> **Given data**:
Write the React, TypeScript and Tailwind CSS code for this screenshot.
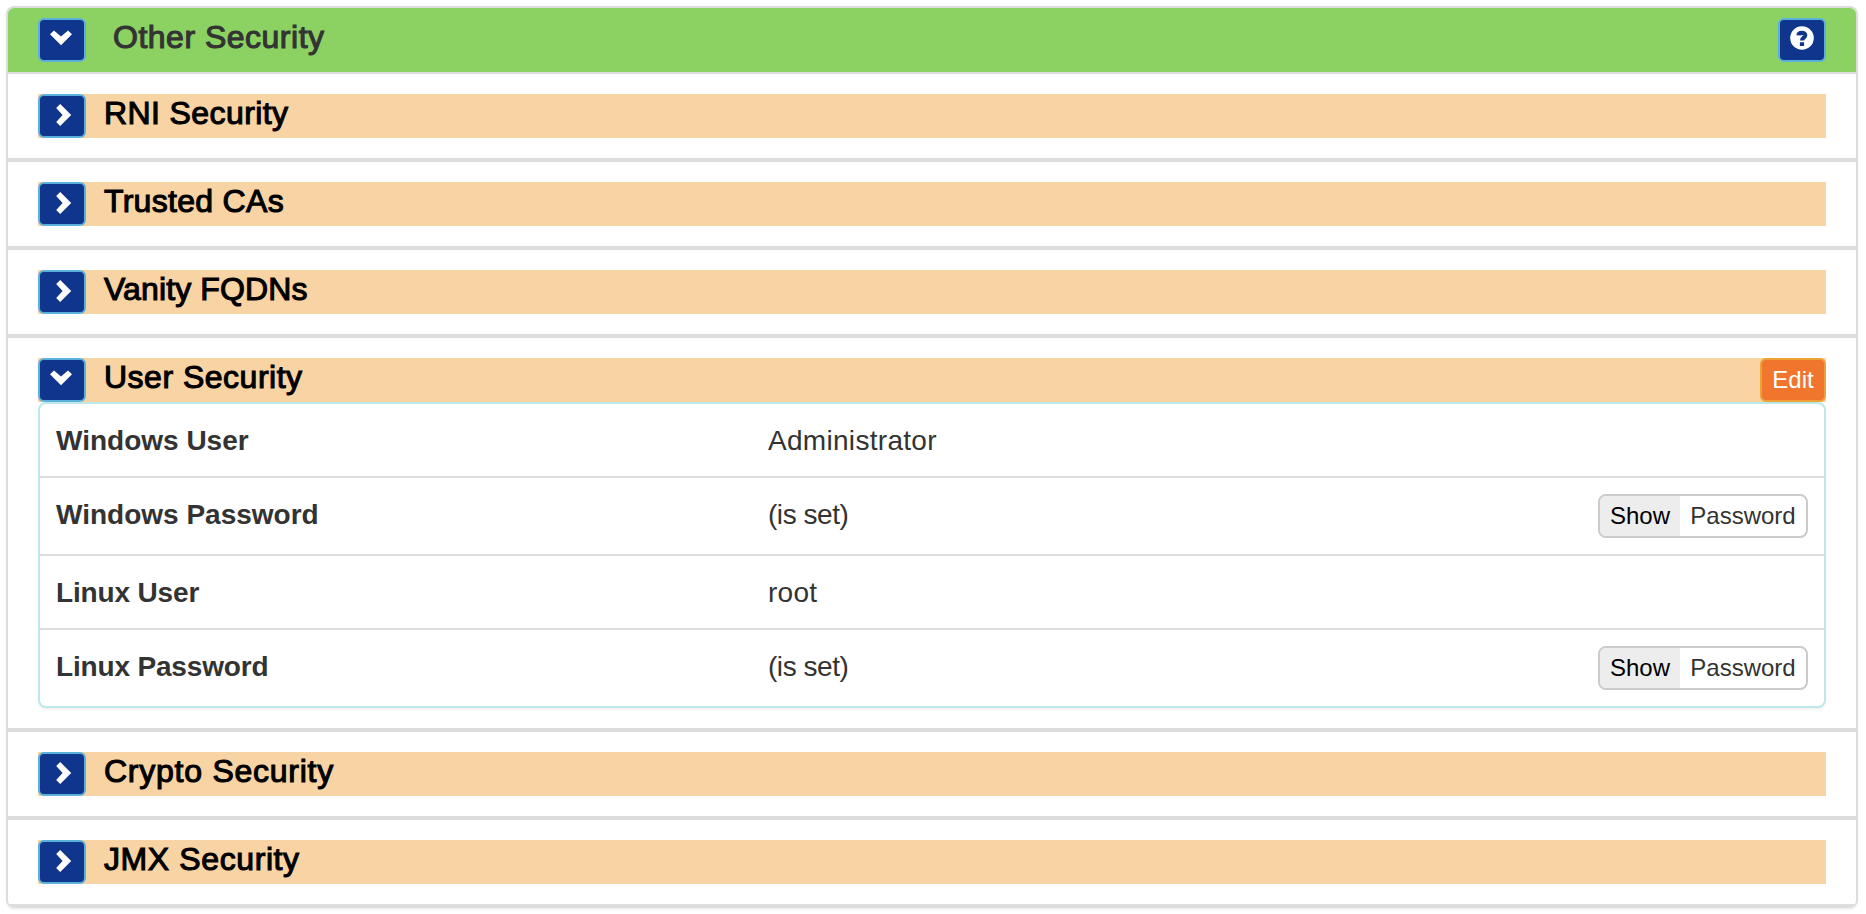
import type { ReactNode } from "react";

function IconButton({ children, label }: { children: ReactNode; label: string }) {
  return (
    <button
      aria-label={label}
      className="flex h-11 w-12 shrink-0 items-center justify-center rounded-md border-2 border-[#5bb0dc] bg-[#0f368c]"
    >
      {children}
    </button>
  );
}

function ChevronDown() {
  return (
    <svg width="44" height="40" viewBox="0 0 44 40" fill="#fff">
      <path d="M10 14.2 14 10.4 21 16.6 28 10.4 32 14.2 21 25.2Z" />
    </svg>
  );
}

function ChevronRight() {
  return (
    <svg width="44" height="40" viewBox="0 0 44 40" fill="#fff">
      <path d="M20.2 8 31.2 19 20.2 30 16.2 26 22.6 19 16.2 12Z" />
    </svg>
  );
}

function Help() {
  return (
    <svg width="44" height="40" viewBox="0 0 44 40">
      <circle cx="22" cy="18" r="11.8" fill="#fff" />
      <path d="M18.5 15.4C18.6 12.2 25.4 12 25.2 15.4 25 17.8 22 17.6 22 20.6" fill="none" stroke="#0f368c" strokeWidth="4.2" />
      <path d="M19.9 22.2h4.2v3.8h-4.2z" fill="#0f368c" />
    </svg>
  );
}

const titleFont = "text-[32px] leading-[38px] whitespace-nowrap [-webkit-text-stroke:1.1px_currentColor]";

function Section({ title, spacing, open, children }: { title: string; spacing: string; open?: boolean; children?: ReactNode }) {
  return (
    <section className="border-b-4 border-[#ddd] px-[30px] py-5">
      <div className="flex h-11 bg-[#f8d3a4]">
        <IconButton label={title}>{open ? <ChevronDown /> : <ChevronRight />}</IconButton>
        <h2 className={`ml-[18px] grow text-black ${titleFont} ${spacing}`}>{title}</h2>
        {open && (
          <button className="h-11 w-[66px] rounded-md border-2 border-[#eea236] bg-[#f0762e] text-2xl leading-10 text-white">
            Edit
          </button>
        )}
      </div>
      {children}
    </section>
  );
}

type Field = { name: string; value: string; secret?: boolean; nameSpacing: string; valueSpacing: string };

const fields: Field[] = [
  { name: "Windows User", value: "Administrator", nameSpacing: "tracking-[0px]", valueSpacing: "tracking-[0.3px]" },
  { name: "Windows Password", value: "(is set)", secret: true, nameSpacing: "tracking-[0px]", valueSpacing: "tracking-[-0.45px]" },
  { name: "Linux User", value: "root", nameSpacing: "tracking-[-0.15px]", valueSpacing: "tracking-[0.3px]" },
  { name: "Linux Password", value: "(is set)", secret: true, nameSpacing: "tracking-[-0.17px]", valueSpacing: "tracking-[-0.45px]" },
];

function FieldRow({ field }: { field: Field }) {
  return (
    <div
      className={`flex items-start border-b-2 border-[#ddd] px-4 pt-4 text-[28px] text-[#333] last:border-b-0 ${
        field.secret ? "h-[78px] last:h-[76px]" : "h-[74px]"
      }`}
    >
      <div className={`w-[712px] leading-[42px] font-bold ${field.nameSpacing}`}>{field.name}</div>
      <div className={`grow leading-[42px] ${field.valueSpacing}`}>{field.value}</div>
      {field.secret && (
        <button className="flex h-11 w-[210px] overflow-hidden rounded-lg border-2 border-[#ccc] bg-white text-2xl leading-10">
          <span className="w-20 bg-[#ededed] text-center text-black">Show</span>
          <span className="grow text-center">Password</span>
        </button>
      )}
    </div>
  );
}

export default function App() {
  return (
    <div className="h-[914px] overflow-hidden bg-white pt-1.5 pr-2 pl-1.5 font-['Liberation_Sans',Arial,sans-serif]">
      <main className="overflow-hidden rounded-lg border-2 border-b-0 border-[#ddd] shadow-[0_2px_2px_rgba(0,0,0,0.05)]">
        <header className="flex h-[66px] items-start border-b-2 border-[#ddd] bg-[#8cd263] px-[30px] pt-2.5">
          <IconButton label="Other Security"><ChevronDown /></IconButton>
          <h1 className={`ml-[27px] grow tracking-[0.5px] text-[#333] ${titleFont}`}>Other Security</h1>
          <IconButton label="Help"><Help /></IconButton>
        </header>
        <Section title="RNI Security" spacing="tracking-[0.4px]" />
        <Section title="Trusted CAs" spacing="tracking-[0.3px]" />
        <Section title="Vanity FQDNs" spacing="tracking-[0.12px]" />
        <Section title="User Security" spacing="tracking-[0.5px]" open>
          <div className="rounded-lg border-2 border-[#bce8e8] shadow-[0_2px_2px_rgba(0,0,0,0.05)]">
            {fields.map((f) => (
              <FieldRow key={f.name} field={f} />
            ))}
          </div>
        </Section>
        <Section title="Crypto Security" spacing="tracking-[0.75px]" />
        <Section title="JMX Security" spacing="tracking-[0.6px]" />
      </main>
    </div>
  );
}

> **Directive**:
Quote the data above in full and without alteration; skip the pictures.

> **The reply**:
Write the React, TypeScript and Tailwind CSS code for this screenshot.
import type { ReactNode } from "react";

function IconButton({ children, label }: { children: ReactNode; label: string }) {
  return (
    <button
      aria-label={label}
      className="flex h-11 w-12 shrink-0 items-center justify-center rounded-md border-2 border-[#5bb0dc] bg-[#0f368c]"
    >
      {children}
    </button>
  );
}

function ChevronDown() {
  return (
    <svg width="44" height="40" viewBox="0 0 44 40" fill="#fff">
      <path d="M10 14.2 14 10.4 21 16.6 28 10.4 32 14.2 21 25.2Z" />
    </svg>
  );
}

function ChevronRight() {
  return (
    <svg width="44" height="40" viewBox="0 0 44 40" fill="#fff">
      <path d="M20.2 8 31.2 19 20.2 30 16.2 26 22.6 19 16.2 12Z" />
    </svg>
  );
}

function Help() {
  return (
    <svg width="44" height="40" viewBox="0 0 44 40">
      <circle cx="22" cy="18" r="11.8" fill="#fff" />
      <path d="M18.5 15.4C18.6 12.2 25.4 12 25.2 15.4 25 17.8 22 17.6 22 20.6" fill="none" stroke="#0f368c" strokeWidth="4.2" />
      <path d="M19.9 22.2h4.2v3.8h-4.2z" fill="#0f368c" />
    </svg>
  );
}

const titleFont = "text-[32px] leading-[38px] whitespace-nowrap [-webkit-text-stroke:1.1px_currentColor]";

function Section({ title, spacing, open, children }: { title: string; spacing: string; open?: boolean; children?: ReactNode }) {
  return (
    <section className="border-b-4 border-[#ddd] px-[30px] py-5">
      <div className="flex h-11 bg-[#f8d3a4]">
        <IconButton label={title}>{open ? <ChevronDown /> : <ChevronRight />}</IconButton>
        <h2 className={`ml-[18px] grow text-black ${titleFont} ${spacing}`}>{title}</h2>
        {open && (
          <button className="h-11 w-[66px] rounded-md border-2 border-[#eea236] bg-[#f0762e] text-2xl leading-10 text-white">
            Edit
          </button>
        )}
      </div>
      {children}
    </section>
  );
}

type Field = { name: string; value: string; secret?: boolean; nameSpacing: string; valueSpacing: string };

const fields: Field[] = [
  { name: "Windows User", value: "Administrator", nameSpacing: "tracking-[0px]", valueSpacing: "tracking-[0.3px]" },
  { name: "Windows Password", value: "(is set)", secret: true, nameSpacing: "tracking-[0px]", valueSpacing: "tracking-[-0.45px]" },
  { name: "Linux User", value: "root", nameSpacing: "tracking-[-0.15px]", valueSpacing: "tracking-[0.3px]" },
  { name: "Linux Password", value: "(is set)", secret: true, nameSpacing: "tracking-[-0.17px]", valueSpacing: "tracking-[-0.45px]" },
];

function FieldRow({ field }: { field: Field }) {
  return (
    <div
      className={`flex items-start border-b-2 border-[#ddd] px-4 pt-4 text-[28px] text-[#333] last:border-b-0 ${
        field.secret ? "h-[78px] last:h-[76px]" : "h-[74px]"
      }`}
    >
      <div className={`w-[712px] leading-[42px] font-bold ${field.nameSpacing}`}>{field.name}</div>
      <div className={`grow leading-[42px] ${field.valueSpacing}`}>{field.value}</div>
      {field.secret && (
        <button className="flex h-11 w-[210px] overflow-hidden rounded-lg border-2 border-[#ccc] bg-white text-2xl leading-10">
          <span className="w-20 bg-[#ededed] text-center text-black">Show</span>
          <span className="grow text-center">Password</span>
        </button>
      )}
    </div>
  );
}

export default function App() {
  return (
    <div className="h-[914px] overflow-hidden bg-white pt-1.5 pr-2 pl-1.5 font-['Liberation_Sans',Arial,sans-serif]">
      <main className="overflow-hidden rounded-lg border-2 border-b-0 border-[#ddd] shadow-[0_2px_2px_rgba(0,0,0,0.05)]">
        <header className="flex h-[66px] items-start border-b-2 border-[#ddd] bg-[#8cd263] px-[30px] pt-2.5">
          <IconButton label="Other Security"><ChevronDown /></IconButton>
          <h1 className={`ml-[27px] grow tracking-[0.5px] text-[#333] ${titleFont}`}>Other Security</h1>
          <IconButton label="Help"><Help /></IconButton>
        </header>
        <Section title="RNI Security" spacing="tracking-[0.4px]" />
        <Section title="Trusted CAs" spacing="tracking-[0.3px]" />
        <Section title="Vanity FQDNs" spacing="tracking-[0.12px]" />
        <Section title="User Security" spacing="tracking-[0.5px]" open>
          <div className="rounded-lg border-2 border-[#bce8e8] shadow-[0_2px_2px_rgba(0,0,0,0.05)]">
            {fields.map((f) => (
              <FieldRow key={f.name} field={f} />
            ))}
          </div>
        </Section>
        <Section title="Crypto Security" spacing="tracking-[0.75px]" />
        <Section title="JMX Security" spacing="tracking-[0.6px]" />
      </main>
    </div>
  );
}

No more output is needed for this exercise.